Mißverstandener Dämon

■ Wolfgang Krassnitzer inszeniert mit aufklärerischem Geist Karl Schönherrs populäres Dreiecksdrama Der Weibsteufel im Theater im Zimmer

Dreiecksgeschichten gehen meist tragisch aus. Die Story vom Weibsteufel macht da keine Ausnahme. Die Protagonisten sind in diesem Fall ein Schmuggler, sein „Weib“ und ein Grenzjäger. Die Frau soll den Grenzgänger bezirzen, damit der ihren Mann in Ruhe seinem Broterwerb nachgehen läßt. Widerwillig beginnt sie, die Ehebrecherin zu mimen, aber schon bald gefällt ihr die Aufgabe mehr, als sie es sollte.

Der Bursche ist jung, gesund und der Affäre überdies nicht abgeneigt. Sie ahnt nicht, daß auch er im höheren Auftrag handelt: Sein Boß, der Kommandant, hofft, mit Hilfe der Frau den Schmuggler überführen zu können. Als die Frau durchschaut, daß sie von den Männern aus niederen Motiven benutzt wird, übernimmt sie die Initiative. Sie inszeniert eine gefährliche Intrige, in der die beiden ungleichen Kontrahenten gegeneinander ausgespielt werden – und die in einer Katastrophe endet.

Vordergründig sei die Geschichte ein Drei-Groschen-Roman, sagt Regisseur Wolfgang Krassnitzer. Dahinter verbergen sich aber präzise gezeichnete, psychologisch tief erfaßte Charaktere und eine Handlung voller emotioneller Hochspannung, die in einem abstrakten Rahmen ohne Manierismen inszeniert wurde. Es geht um das In-Frage-Stellen von Klischees: das scheinbar dumme, brünstig-geile Weib, das in einem bewußten Emanzipationsakt die Rolle überwindet, in die sie von der Gesellschaft hineingedrängt worden ist. Der gerissene Schmuggler, der sich in Wahrheit nur einbildet, klug zu sein. Der Nachwuchs-Casanova, der bloß ein Macho und viel zu mutlos ist, um die Frau in ihrem Befreiungsakt zu unterstützen.

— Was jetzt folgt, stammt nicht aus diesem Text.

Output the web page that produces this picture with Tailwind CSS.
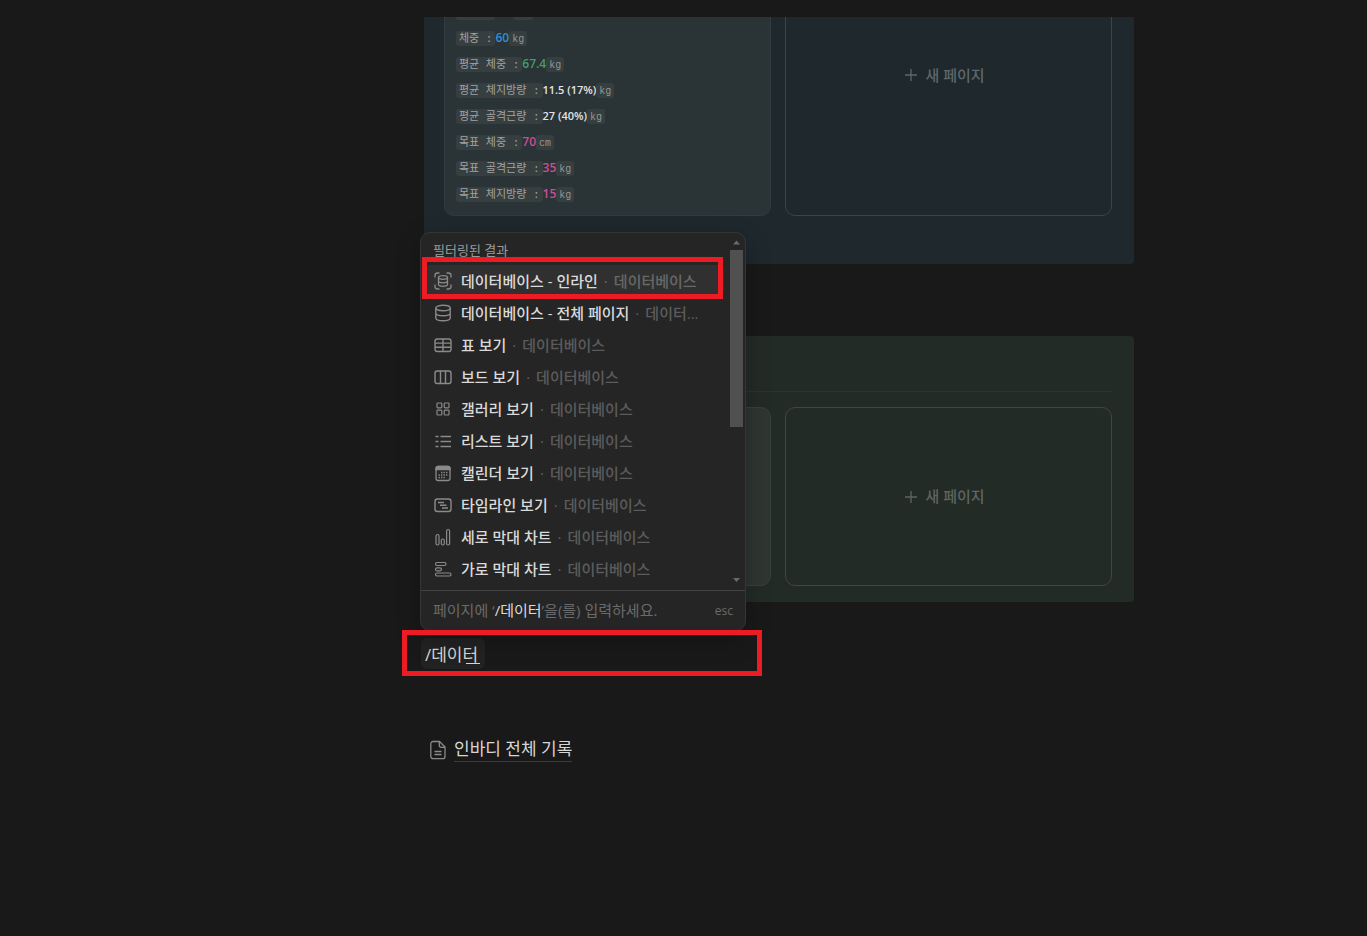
<!DOCTYPE html>
<html lang="ko">
<head>
<meta charset="utf-8">
<meta name="viewport" content="width=device-width, initial-scale=1">
<title>인바디 기록</title>
<script src="https://cdn.jsdelivr.net/npm/@tailwindcss/browser@4"></script>
</head>
<body class="min-h-screen bg-[#191919] font-['Open_Sans','Noto_Sans_CJK_KR',sans-serif] text-[#d6d6d6]">
<main class="pt-[17px] pr-[233px] pl-[424px]">

  <section class="overflow-hidden rounded-b-sm bg-[#1e282d] pr-[22px] pb-12 pl-5">
    <div class="-mt-[83px] grid h-[282px] grid-cols-2 gap-3.5">
      <article class="flex flex-col justify-end rounded-[10px] border border-[#323c40] bg-[#2a3437] px-[11px] pb-2 text-[12px] font-semibold">
        <div class="flex h-[26px] items-center"><span class="h-[15px] w-[39px] rounded-[3px] bg-[#363e40]"></span><span class="w-[18px]"></span><span class="h-[15px] w-5 rounded-[3px] bg-[#363e40]"></span></div>
        <div class="flex h-[26px] items-center whitespace-nowrap"><code class="h-[15px] rounded-[3px] bg-[#363e40] px-[3px] font-['Liberation_Mono','Noto_Sans_CJK_KR',monospace] text-[11px] leading-[17px] font-normal text-[#a0a3a3]">체중 :</code><span class="text-[#2f8fd0]">60</span><code class="h-[15px] rounded-[3px] bg-[#363e40] px-[3px] font-['Liberation_Mono',monospace] text-[10px] leading-[17px] font-normal text-[#929696]">kg</code></div>
        <div class="flex h-[26px] items-center whitespace-nowrap"><code class="h-[15px] rounded-[3px] bg-[#363e40] px-[3px] font-['Liberation_Mono','Noto_Sans_CJK_KR',monospace] text-[11px] leading-[17px] font-normal text-[#a0a3a3]">평균 체중 :</code><span class="text-[#469a69]">67.4</span><code class="h-[15px] rounded-[3px] bg-[#363e40] px-[3px] font-['Liberation_Mono',monospace] text-[10px] leading-[17px] font-normal text-[#929696]">kg</code></div>
        <div class="flex h-[26px] items-center whitespace-nowrap"><code class="h-[15px] rounded-[3px] bg-[#363e40] px-[3px] font-['Liberation_Mono','Noto_Sans_CJK_KR',monospace] text-[11px] leading-[17px] font-normal text-[#a0a3a3]">평균 체지방량 :</code><span class="text-[11px] text-[#e2e4e4]">11.5 (17%)</span><code class="h-[15px] rounded-[3px] bg-[#363e40] px-[3px] font-['Liberation_Mono',monospace] text-[10px] leading-[17px] font-normal text-[#929696]">kg</code></div>
        <div class="flex h-[26px] items-center whitespace-nowrap"><code class="h-[15px] rounded-[3px] bg-[#363e40] px-[3px] font-['Liberation_Mono','Noto_Sans_CJK_KR',monospace] text-[11px] leading-[17px] font-normal text-[#a0a3a3]">평균 골격근량 :</code><span class="text-[11px] text-[#e2e4e4]">27 (40%)</span><code class="h-[15px] rounded-[3px] bg-[#363e40] px-[3px] font-['Liberation_Mono',monospace] text-[10px] leading-[17px] font-normal text-[#929696]">kg</code></div>
        <div class="flex h-[26px] items-center whitespace-nowrap"><code class="h-[15px] rounded-[3px] bg-[#363e40] px-[3px] font-['Liberation_Mono','Noto_Sans_CJK_KR',monospace] text-[11px] leading-[17px] font-normal text-[#a0a3a3]">목표 체중 :</code><span class="text-[#cd4e92]">70</span><code class="h-[15px] rounded-[3px] bg-[#363e40] px-[3px] font-['Liberation_Mono',monospace] text-[10px] leading-[17px] font-normal text-[#929696]">cm</code></div>
        <div class="flex h-[26px] items-center whitespace-nowrap"><code class="h-[15px] rounded-[3px] bg-[#363e40] px-[3px] font-['Liberation_Mono','Noto_Sans_CJK_KR',monospace] text-[11px] leading-[17px] font-normal text-[#a0a3a3]">목표 골격근량 :</code><span class="text-[#cd4e92]">35</span><code class="h-[15px] rounded-[3px] bg-[#363e40] px-[3px] font-['Liberation_Mono',monospace] text-[10px] leading-[17px] font-normal text-[#929696]">kg</code></div>
        <div class="flex h-[26px] items-center whitespace-nowrap"><code class="h-[15px] rounded-[3px] bg-[#363e40] px-[3px] font-['Liberation_Mono','Noto_Sans_CJK_KR',monospace] text-[11px] leading-[17px] font-normal text-[#a0a3a3]">목표 체지방량 :</code><span class="text-[#cd4e92]">15</span><code class="h-[15px] rounded-[3px] bg-[#363e40] px-[3px] font-['Liberation_Mono',monospace] text-[10px] leading-[17px] font-normal text-[#929696]">kg</code></div>
      </article>
      <button type="button" class="flex items-center justify-center gap-2 rounded-[10px] border border-[#3b4448] pr-[7px] text-[15px] font-medium text-[#5e676b]">
        <svg class="size-3" viewBox="0 0 12 12" stroke="currentColor" stroke-width="1.3" aria-hidden="true"><path d="M6 0v12M0 6h12"/></svg>새 페이지
      </button>
    </div>
  </section>

  <section class="mt-[72px] rounded-sm bg-[#232b27] pr-[22px] pb-4 pl-5">
    <div class="h-14 border-b border-[#332f2c]"></div>
    <div class="mt-[15px] grid h-[179px] grid-cols-2 gap-3.5">
      <article class="rounded-[10px] border border-[#38403c] bg-[#2e3632]"></article>
      <button type="button" class="flex items-center justify-center gap-2 rounded-[10px] border border-[#404643] pr-[7px] text-[15px] font-medium text-[#5f6562]">
        <svg class="size-3" viewBox="0 0 12 12" stroke="currentColor" stroke-width="1.3" aria-hidden="true"><path d="M6 0v12M0 6h12"/></svg>새 페이지
      </button>
    </div>
  </section>

  <div class="relative mt-9 -ml-[3px]">
    <div class="relative w-16">
      <input type="text" aria-label="명령어" value="/데이터" class="block h-[31px] w-full rounded-md bg-[#222222] px-1 text-[17px] text-[#d6d6d6] outline-none">
      <span class="absolute right-[5px] bottom-[5px] h-px w-3.5 bg-[#d6d6d6]"></span>
    </div>

    <div class="absolute bottom-full -left-px mb-[7px] w-[326px] overflow-hidden rounded-[10px] border border-[#343636] bg-[#252525] shadow-[0_8px_24px_rgba(0,0,0,0.25)]">
      <div class="flex h-[357px]">
        <div class="min-w-0 flex-1 pl-[3px]">
          <h2 class="flex h-8 items-center px-[9px] pt-1 text-[13px] text-[#9b9b9b]">필터링된 결과</h2>
          <ul class="text-[15px] font-medium text-[#dadada]">
            <li><button type="button" class="flex h-8 w-full items-center gap-2 rounded-md bg-[#303030] pr-4 pl-[9px] text-left">
              <svg class="size-5 shrink-0 text-[#8a8a8a]" viewBox="0 0 20 20" fill="none" stroke="currentColor" stroke-width="1.3" stroke-linecap="round" aria-hidden="true"><path d="M6 2H4.500A2.500 2.500 0 0 0 2 4.500V6M14 2h1.500A2.500 2.500 0 0 1 18 4.500V6M6 18H4.500A2.500 2.500 0 0 1 2 15.500V14M14 18h1.500a2.500 2.500 0 0 0 2.500-2.500V14"/><ellipse cx="10" cy="6.500" rx="4.500" ry="1.800"/><path d="M5.500 6.500v7c0 1 2 1.800 4.500 1.800s4.500-.8 4.500-1.800v-7M5.500 10c0 1 2 1.800 4.500 1.800s4.500-.8 4.500-1.800"/></svg>
              <span class="truncate leading-5">데이터베이스 - 인라인<span class="inline-block w-4 text-center text-[#6a6a6a]">·</span><span class="text-[#686868]">데이터베이스</span></span></button></li>
            <li><button type="button" class="flex h-8 w-full items-center gap-2 pr-4 pl-[9px] text-left">
              <svg class="size-5 shrink-0 text-[#8a8a8a]" viewBox="0 0 20 20" fill="none" stroke="currentColor" stroke-width="1.4" aria-hidden="true"><ellipse cx="10" cy="5" rx="7.200" ry="2.700"/><path d="M2.800 5v10c0 1.500 3.200 2.700 7.200 2.700s7.200-1.200 7.200-2.700V5M2.800 10c0 1.500 3.200 2.700 7.200 2.700s7.200-1.200 7.200-2.700"/></svg>
              <span class="whitespace-nowrap leading-5">데이터베이스 - 전체 페이지<span class="inline-block w-4 text-center text-[#5c5c5c]">·</span><span class="text-[#5c5c5c]">데이터...</span></span></button></li>
            <li><button type="button" class="flex h-8 w-full items-center gap-2 pr-4 pl-[9px] text-left">
              <svg class="size-5 shrink-0 text-[#8a8a8a]" viewBox="0 0 20 20" fill="none" stroke="currentColor" stroke-width="1.4" aria-hidden="true"><rect x="2" y="4" width="16" height="12.500" rx="2.200"/><path d="M2 8.100h16M2 12.200h16M10 4v12.500"/></svg>
              <span class="truncate leading-5">표 보기<span class="inline-block w-4 text-center text-[#5c5c5c]">·</span><span class="text-[#5c5c5c]">데이터베이스</span></span></button></li>
            <li><button type="button" class="flex h-8 w-full items-center gap-2 pr-4 pl-[9px] text-left">
              <svg class="size-5 shrink-0 text-[#8a8a8a]" viewBox="0 0 20 20" fill="none" stroke="currentColor" stroke-width="1.4" aria-hidden="true"><rect x="2" y="4" width="16" height="12.500" rx="2.200"/><path d="M7.500 4v12.500M12.500 4v12.500"/></svg>
              <span class="truncate leading-5">보드 보기<span class="inline-block w-4 text-center text-[#5c5c5c]">·</span><span class="text-[#5c5c5c]">데이터베이스</span></span></button></li>
            <li><button type="button" class="flex h-8 w-full items-center gap-2 pr-4 pl-[9px] text-left">
              <svg class="size-5 shrink-0 text-[#8a8a8a]" viewBox="0 0 20 20" fill="none" stroke="currentColor" stroke-width="1.200" aria-hidden="true"><rect x="4" y="4" width="4.800" height="4.800" rx=".8"/><rect x="11.200" y="4" width="4.800" height="4.800" rx=".8"/><rect x="4" y="11.200" width="4.800" height="4.800" rx=".8"/><rect x="11.200" y="11.200" width="4.800" height="4.800" rx=".8"/></svg>
              <span class="truncate leading-5">갤러리 보기<span class="inline-block w-4 text-center text-[#5c5c5c]">·</span><span class="text-[#5c5c5c]">데이터베이스</span></span></button></li>
            <li><button type="button" class="flex h-8 w-full items-center gap-2 pr-4 pl-[9px] text-left">
              <svg class="size-5 shrink-0 text-[#8a8a8a]" viewBox="0 0 20 20" fill="none" stroke="currentColor" stroke-width="1.500" aria-hidden="true"><path d="M2.500 5.500h3M7.500 5.500H18M2.500 10.500h3M7.500 10.500H18M2.500 15.500h3M7.500 15.500H18"/></svg>
              <span class="truncate leading-5">리스트 보기<span class="inline-block w-4 text-center text-[#5c5c5c]">·</span><span class="text-[#5c5c5c]">데이터베이스</span></span></button></li>
            <li><button type="button" class="flex h-8 w-full items-center gap-2 pr-4 pl-[9px] text-left">
              <svg class="size-5 shrink-0 text-[#8a8a8a]" viewBox="0 0 20 20" fill="none" stroke="currentColor" stroke-width="1.300" aria-hidden="true"><rect x="3" y="3.500" width="14" height="14" rx="2.200"/><path d="M3 6.500V5.500a2 2 0 0 1 2-2h10a2 2 0 0 1 2 2v1z" fill="currentColor"/><path d="M8 9.500h7M5.500 12h9.500M5.500 14.500h6.500" stroke-width="1.400" stroke-dasharray="1.400 1.100"/></svg>
              <span class="truncate leading-5">캘린더 보기<span class="inline-block w-4 text-center text-[#5c5c5c]">·</span><span class="text-[#5c5c5c]">데이터베이스</span></span></button></li>
            <li><button type="button" class="flex h-8 w-full items-center gap-2 pr-4 pl-[9px] text-left">
              <svg class="size-5 shrink-0 text-[#8a8a8a]" viewBox="0 0 20 20" fill="none" stroke="currentColor" stroke-width="1.400" aria-hidden="true"><rect x="2" y="4" width="16" height="12.500" rx="2.500"/><path d="M5 7.500h6M7 10.200h6.500M9 13h6"/></svg>
              <span class="truncate leading-5">타임라인 보기<span class="inline-block w-4 text-center text-[#5c5c5c]">·</span><span class="text-[#5c5c5c]">데이터베이스</span></span></button></li>
            <li><button type="button" class="flex h-8 w-full items-center gap-2 pr-4 pl-[9px] text-left">
              <svg class="size-5 shrink-0 text-[#8a8a8a]" viewBox="0 0 20 20" fill="none" stroke="currentColor" stroke-width="1.200" aria-hidden="true"><rect x="3" y="7.500" width="3" height="10.500" rx="1.500"/><rect x="8.300" y="12" width="3" height="6" rx="1.500"/><rect x="13.600" y="2.500" width="3" height="15.500" rx="1.500"/></svg>
              <span class="truncate leading-5">세로 막대 차트<span class="inline-block w-4 text-center text-[#5c5c5c]">·</span><span class="text-[#5c5c5c]">데이터베이스</span></span></button></li>
            <li><button type="button" class="flex h-8 w-full items-center gap-2 pr-4 pl-[9px] text-left">
              <svg class="size-5 shrink-0 text-[#8a8a8a]" viewBox="0 0 20 20" fill="none" stroke="currentColor" stroke-width="1.200" aria-hidden="true"><rect x="2.500" y="3.500" width="10.500" height="3" rx="1.500"/><rect x="2.500" y="8.800" width="6" height="3" rx="1.500"/><rect x="2.500" y="14" width="15.500" height="3" rx="1.500"/></svg>
              <span class="truncate leading-5">가로 막대 차트<span class="inline-block w-4 text-center text-[#5c5c5c]">·</span><span class="text-[#5c5c5c]">데이터베이스</span></span></button></li>
          </ul>
        </div>
        <div class="ml-1.5 flex w-[15px] flex-col items-start pr-0.5 pt-px" aria-hidden="true">
          <svg class="h-4 w-[13px] text-[#6a6a6a]" viewBox="0 0 13 16" fill="currentColor"><path d="M3 10.500h7L6.500 6.500z"/></svg>
          <div class="h-[177px] w-[13px] bg-[#505050]"></div>
          <svg class="mt-auto h-4 w-[13px] text-[#6a6a6a]" viewBox="0 0 13 16" fill="currentColor"><path d="M3 4h7L6.500 8z"/></svg>
        </div>
      </div>
      <div class="flex h-10 items-center justify-between border-t border-[#424242] px-3 text-[15px] text-[#6a6a6a]">
        <p class="whitespace-nowrap">페이지에 ‘<span class="text-[#dadada]">/데이터</span>’을(를) 입력하세요.</p><kbd class="font-['Open_Sans',sans-serif] text-[12px] font-medium">esc</kbd>
      </div>
    </div>

    <!-- Highlight frames over the selected item and the typed command -->
    <div class="pointer-events-none absolute bottom-full left-px mb-[339px] h-[42px] w-[301px] border-5 border-[#ed1c24]"></div>
    <div class="pointer-events-none absolute -top-2 -left-[19px] h-[46px] w-[360px] border-5 border-[#ed1c24]"></div>
  </div>

  <a href="#" class="mt-[68px] ml-1 flex items-center gap-1.5 text-[17px]">
    <svg class="size-5 text-[#8a8a8a]" viewBox="0 0 20 20" fill="none" stroke="currentColor" stroke-width="1.300" stroke-linejoin="round" aria-hidden="true"><path d="M5 1.500h6.500L17 7v9.500a2.200 2.200 0 0 1-2.200 2.200H5a2.200 2.200 0 0 1-2.200-2.200V3.700A2.200 2.200 0 0 1 5 1.500zM11.300 1.500v3.800a2 2 0 0 0 2 2H17M6.500 11.500h7M6.500 14.500h7"/></svg>
    <span class="border-b border-[#3c3c3c] leading-6">인바디 전체 기록</span>
  </a>
</main>
</body>
</html>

Die konventionelle Interpretation des Weibes als Dämon, das die Männer ins Unglück stürzt, sei natürlich überholt, erklärt Krassnitzer. Die richtige Lesart müsse den aufklärerischen Geist begreifen, von dem Karl Schönherrs Weibsteufel getragen wird. Der Österreicher (1867-1943) litt zeitlebens unter dem Image, ein Schwank-Autor zu sein, weil seine Stücke im ländlichen Milieu spielen, im österreichischen Dialekt geschrieben sind und deshalb dem Bauerntheater nahe scheinen. Schönherr, der Schriftsteller und praktizierender Arzt zugleich war, analysiere aber seine Personen so genau, als würde er sie medizinisch untersuchen. Sein Dreiecks-Drama sei Strindberg näher als Ganghofer. Das Stück, in der Vorkriegszeit ein Kassenschlager, erfährt gegenwärtig eine Renaissance, die sich so recht niemand erklären kann. Vielleicht müssen Dreiecksgeschichten von Zeit zu Zeit neu gelesen werden.